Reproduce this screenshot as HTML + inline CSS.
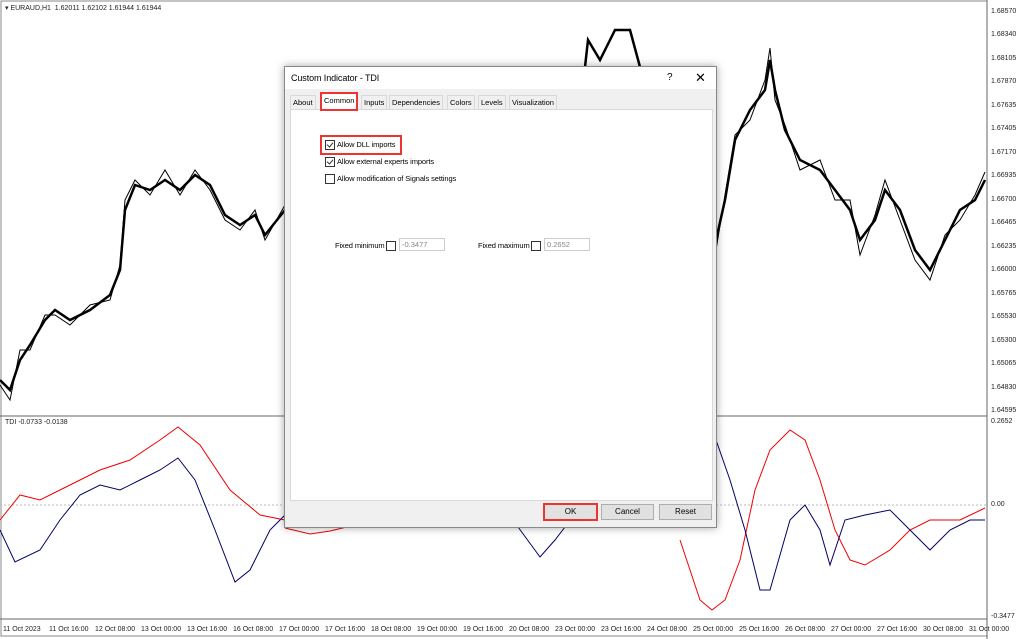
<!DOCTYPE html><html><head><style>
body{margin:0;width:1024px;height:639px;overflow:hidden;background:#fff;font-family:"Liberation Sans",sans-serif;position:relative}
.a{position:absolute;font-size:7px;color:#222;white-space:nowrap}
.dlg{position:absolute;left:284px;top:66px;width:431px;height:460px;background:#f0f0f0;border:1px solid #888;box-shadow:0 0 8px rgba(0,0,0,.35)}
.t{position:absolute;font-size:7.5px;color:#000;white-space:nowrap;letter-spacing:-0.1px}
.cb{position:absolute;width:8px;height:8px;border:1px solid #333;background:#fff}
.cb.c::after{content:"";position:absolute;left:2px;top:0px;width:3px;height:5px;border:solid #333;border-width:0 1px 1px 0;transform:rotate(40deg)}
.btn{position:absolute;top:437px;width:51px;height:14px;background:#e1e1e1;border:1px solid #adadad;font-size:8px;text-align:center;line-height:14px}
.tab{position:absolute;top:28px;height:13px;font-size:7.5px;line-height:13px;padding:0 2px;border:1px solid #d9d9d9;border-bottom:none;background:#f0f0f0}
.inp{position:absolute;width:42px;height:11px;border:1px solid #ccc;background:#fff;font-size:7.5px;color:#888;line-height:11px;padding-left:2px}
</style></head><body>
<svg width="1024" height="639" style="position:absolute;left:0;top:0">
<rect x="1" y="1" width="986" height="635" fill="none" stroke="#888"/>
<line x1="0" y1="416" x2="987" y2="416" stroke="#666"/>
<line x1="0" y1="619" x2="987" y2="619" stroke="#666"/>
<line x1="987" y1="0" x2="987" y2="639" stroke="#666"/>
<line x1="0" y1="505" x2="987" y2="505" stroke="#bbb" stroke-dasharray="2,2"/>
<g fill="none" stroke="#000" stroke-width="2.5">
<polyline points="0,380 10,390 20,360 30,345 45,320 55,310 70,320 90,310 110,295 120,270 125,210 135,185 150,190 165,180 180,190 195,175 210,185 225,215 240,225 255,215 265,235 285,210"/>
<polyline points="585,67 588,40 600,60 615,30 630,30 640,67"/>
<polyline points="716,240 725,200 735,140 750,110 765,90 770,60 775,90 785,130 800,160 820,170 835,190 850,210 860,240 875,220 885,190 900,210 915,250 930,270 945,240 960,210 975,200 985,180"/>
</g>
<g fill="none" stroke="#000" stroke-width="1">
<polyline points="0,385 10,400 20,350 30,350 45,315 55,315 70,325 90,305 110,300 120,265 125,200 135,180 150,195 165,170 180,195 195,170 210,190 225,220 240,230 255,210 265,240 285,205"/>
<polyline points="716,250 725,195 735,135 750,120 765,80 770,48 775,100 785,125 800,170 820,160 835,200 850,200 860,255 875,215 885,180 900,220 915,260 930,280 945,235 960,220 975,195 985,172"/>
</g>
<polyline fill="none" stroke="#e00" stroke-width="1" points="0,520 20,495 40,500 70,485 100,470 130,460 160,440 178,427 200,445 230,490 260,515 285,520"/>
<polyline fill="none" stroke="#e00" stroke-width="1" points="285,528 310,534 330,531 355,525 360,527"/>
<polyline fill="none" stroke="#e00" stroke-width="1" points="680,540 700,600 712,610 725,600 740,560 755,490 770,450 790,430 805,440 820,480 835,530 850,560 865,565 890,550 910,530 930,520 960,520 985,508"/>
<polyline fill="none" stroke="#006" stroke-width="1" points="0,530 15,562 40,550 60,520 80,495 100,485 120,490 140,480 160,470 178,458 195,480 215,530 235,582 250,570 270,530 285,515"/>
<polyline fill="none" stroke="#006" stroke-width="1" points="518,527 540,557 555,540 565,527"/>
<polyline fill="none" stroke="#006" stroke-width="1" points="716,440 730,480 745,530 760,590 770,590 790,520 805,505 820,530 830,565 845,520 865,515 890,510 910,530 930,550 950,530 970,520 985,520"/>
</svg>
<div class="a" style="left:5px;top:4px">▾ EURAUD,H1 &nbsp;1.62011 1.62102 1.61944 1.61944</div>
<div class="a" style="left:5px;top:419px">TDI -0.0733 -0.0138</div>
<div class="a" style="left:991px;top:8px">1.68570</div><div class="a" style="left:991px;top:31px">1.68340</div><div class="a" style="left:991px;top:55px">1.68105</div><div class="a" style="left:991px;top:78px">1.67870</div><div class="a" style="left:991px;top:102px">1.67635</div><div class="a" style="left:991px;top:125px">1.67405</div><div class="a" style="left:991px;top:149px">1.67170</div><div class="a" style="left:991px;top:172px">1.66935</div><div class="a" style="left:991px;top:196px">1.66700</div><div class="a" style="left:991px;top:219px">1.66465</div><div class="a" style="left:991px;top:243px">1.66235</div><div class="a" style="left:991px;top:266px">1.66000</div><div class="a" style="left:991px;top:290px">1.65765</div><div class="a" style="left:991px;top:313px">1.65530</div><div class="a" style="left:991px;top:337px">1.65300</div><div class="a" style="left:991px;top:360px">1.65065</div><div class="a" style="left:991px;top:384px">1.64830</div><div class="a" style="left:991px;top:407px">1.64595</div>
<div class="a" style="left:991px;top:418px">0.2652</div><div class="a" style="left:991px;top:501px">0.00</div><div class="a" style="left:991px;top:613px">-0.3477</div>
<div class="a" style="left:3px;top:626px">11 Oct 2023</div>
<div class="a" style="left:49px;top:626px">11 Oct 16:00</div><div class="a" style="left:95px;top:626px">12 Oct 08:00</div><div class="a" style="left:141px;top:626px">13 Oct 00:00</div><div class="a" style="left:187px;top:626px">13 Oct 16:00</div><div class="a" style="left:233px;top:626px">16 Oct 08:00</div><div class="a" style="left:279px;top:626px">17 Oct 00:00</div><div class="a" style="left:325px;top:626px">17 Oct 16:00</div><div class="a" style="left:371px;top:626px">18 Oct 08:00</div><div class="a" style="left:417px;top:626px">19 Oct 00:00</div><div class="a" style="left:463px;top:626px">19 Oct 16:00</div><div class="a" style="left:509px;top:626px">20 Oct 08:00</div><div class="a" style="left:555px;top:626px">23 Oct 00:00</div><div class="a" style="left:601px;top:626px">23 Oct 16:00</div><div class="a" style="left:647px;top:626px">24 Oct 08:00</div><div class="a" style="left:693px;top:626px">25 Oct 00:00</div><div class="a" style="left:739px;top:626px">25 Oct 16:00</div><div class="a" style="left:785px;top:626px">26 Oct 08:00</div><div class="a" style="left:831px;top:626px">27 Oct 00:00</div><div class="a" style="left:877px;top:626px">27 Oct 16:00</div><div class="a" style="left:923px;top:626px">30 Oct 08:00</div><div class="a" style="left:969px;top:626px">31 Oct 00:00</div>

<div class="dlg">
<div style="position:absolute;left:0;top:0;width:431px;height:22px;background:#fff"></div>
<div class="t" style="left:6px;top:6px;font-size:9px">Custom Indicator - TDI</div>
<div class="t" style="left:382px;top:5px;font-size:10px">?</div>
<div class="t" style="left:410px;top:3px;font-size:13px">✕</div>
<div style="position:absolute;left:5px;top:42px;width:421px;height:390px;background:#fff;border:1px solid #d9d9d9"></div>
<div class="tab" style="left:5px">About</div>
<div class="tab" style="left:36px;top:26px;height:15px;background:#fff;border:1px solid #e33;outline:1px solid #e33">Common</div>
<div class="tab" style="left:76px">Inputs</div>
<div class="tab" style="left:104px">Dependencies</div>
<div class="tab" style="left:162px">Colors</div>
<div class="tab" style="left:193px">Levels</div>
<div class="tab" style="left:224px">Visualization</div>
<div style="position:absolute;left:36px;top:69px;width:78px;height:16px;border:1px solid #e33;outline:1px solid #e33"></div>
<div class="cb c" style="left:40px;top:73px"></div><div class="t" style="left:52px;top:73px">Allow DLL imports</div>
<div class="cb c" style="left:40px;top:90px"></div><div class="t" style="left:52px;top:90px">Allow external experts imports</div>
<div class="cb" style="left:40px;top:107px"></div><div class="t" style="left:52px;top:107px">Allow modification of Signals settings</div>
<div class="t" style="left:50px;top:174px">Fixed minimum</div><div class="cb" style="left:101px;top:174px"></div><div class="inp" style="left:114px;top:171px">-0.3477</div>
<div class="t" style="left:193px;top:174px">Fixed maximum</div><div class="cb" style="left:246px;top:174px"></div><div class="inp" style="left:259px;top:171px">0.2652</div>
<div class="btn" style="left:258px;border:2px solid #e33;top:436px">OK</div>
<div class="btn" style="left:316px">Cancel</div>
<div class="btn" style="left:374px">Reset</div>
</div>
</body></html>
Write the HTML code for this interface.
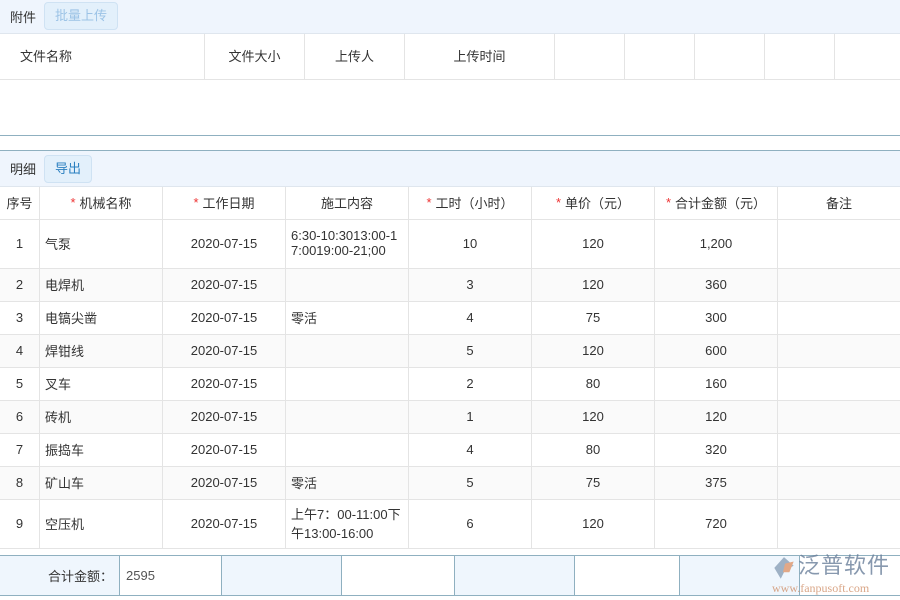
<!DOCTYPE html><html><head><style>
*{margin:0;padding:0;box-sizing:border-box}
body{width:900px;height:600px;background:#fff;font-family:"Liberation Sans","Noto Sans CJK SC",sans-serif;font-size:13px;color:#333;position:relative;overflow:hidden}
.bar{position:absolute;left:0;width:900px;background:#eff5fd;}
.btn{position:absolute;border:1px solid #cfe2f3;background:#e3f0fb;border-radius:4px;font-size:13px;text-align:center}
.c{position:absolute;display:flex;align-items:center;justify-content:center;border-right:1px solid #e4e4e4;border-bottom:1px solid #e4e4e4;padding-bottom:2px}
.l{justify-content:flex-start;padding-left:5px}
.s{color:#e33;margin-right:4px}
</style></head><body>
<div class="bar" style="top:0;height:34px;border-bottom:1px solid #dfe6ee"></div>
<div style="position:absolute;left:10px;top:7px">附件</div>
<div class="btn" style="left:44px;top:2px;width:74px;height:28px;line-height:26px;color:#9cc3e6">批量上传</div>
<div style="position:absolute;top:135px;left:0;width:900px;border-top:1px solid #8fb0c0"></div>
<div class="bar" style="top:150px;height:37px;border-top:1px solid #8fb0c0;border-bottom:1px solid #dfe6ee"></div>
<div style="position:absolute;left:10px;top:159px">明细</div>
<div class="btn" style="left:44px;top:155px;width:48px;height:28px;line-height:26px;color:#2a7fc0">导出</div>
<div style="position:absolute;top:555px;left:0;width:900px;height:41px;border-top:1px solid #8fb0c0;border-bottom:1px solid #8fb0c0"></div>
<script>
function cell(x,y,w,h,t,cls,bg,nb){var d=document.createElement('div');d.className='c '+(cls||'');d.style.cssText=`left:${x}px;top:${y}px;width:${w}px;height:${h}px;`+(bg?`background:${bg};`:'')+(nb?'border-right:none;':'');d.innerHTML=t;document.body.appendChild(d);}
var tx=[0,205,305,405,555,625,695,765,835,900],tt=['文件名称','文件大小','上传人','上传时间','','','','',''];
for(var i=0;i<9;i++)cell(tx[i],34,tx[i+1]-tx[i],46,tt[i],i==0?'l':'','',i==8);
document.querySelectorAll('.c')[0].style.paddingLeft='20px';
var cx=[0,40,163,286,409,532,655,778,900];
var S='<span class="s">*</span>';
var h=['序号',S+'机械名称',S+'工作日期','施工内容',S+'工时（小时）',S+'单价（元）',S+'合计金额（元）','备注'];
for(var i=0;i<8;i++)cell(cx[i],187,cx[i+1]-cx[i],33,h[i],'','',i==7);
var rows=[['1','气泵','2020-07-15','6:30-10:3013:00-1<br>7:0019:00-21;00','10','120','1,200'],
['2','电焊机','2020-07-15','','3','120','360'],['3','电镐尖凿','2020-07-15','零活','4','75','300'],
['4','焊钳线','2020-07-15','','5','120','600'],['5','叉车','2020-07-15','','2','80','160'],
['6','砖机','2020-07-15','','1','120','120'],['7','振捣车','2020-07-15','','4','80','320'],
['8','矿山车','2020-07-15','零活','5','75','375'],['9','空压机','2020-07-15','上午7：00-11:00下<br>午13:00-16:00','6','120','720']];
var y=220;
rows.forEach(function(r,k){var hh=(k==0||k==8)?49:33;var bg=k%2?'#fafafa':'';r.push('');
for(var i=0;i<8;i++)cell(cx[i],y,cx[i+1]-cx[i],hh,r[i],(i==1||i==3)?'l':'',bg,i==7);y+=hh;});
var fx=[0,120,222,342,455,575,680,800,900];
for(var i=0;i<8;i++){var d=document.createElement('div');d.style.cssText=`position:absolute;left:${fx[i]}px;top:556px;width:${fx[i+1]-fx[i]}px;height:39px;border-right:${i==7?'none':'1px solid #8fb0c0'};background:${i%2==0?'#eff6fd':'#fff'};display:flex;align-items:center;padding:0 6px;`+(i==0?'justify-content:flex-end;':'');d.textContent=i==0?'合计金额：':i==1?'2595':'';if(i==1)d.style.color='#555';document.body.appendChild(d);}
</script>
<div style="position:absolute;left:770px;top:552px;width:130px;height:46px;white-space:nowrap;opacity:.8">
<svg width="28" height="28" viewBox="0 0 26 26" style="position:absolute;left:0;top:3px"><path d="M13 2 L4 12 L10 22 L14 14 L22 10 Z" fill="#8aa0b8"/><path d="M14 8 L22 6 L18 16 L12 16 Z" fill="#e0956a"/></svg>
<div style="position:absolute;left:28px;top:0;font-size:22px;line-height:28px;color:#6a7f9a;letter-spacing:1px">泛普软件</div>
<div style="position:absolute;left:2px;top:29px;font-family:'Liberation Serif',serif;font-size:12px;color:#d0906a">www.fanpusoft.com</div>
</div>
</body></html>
^^^^^^^^
◆ Problem:
Count the lines in the records above that hold the word "this", and give only that number.

◆ The answer:
2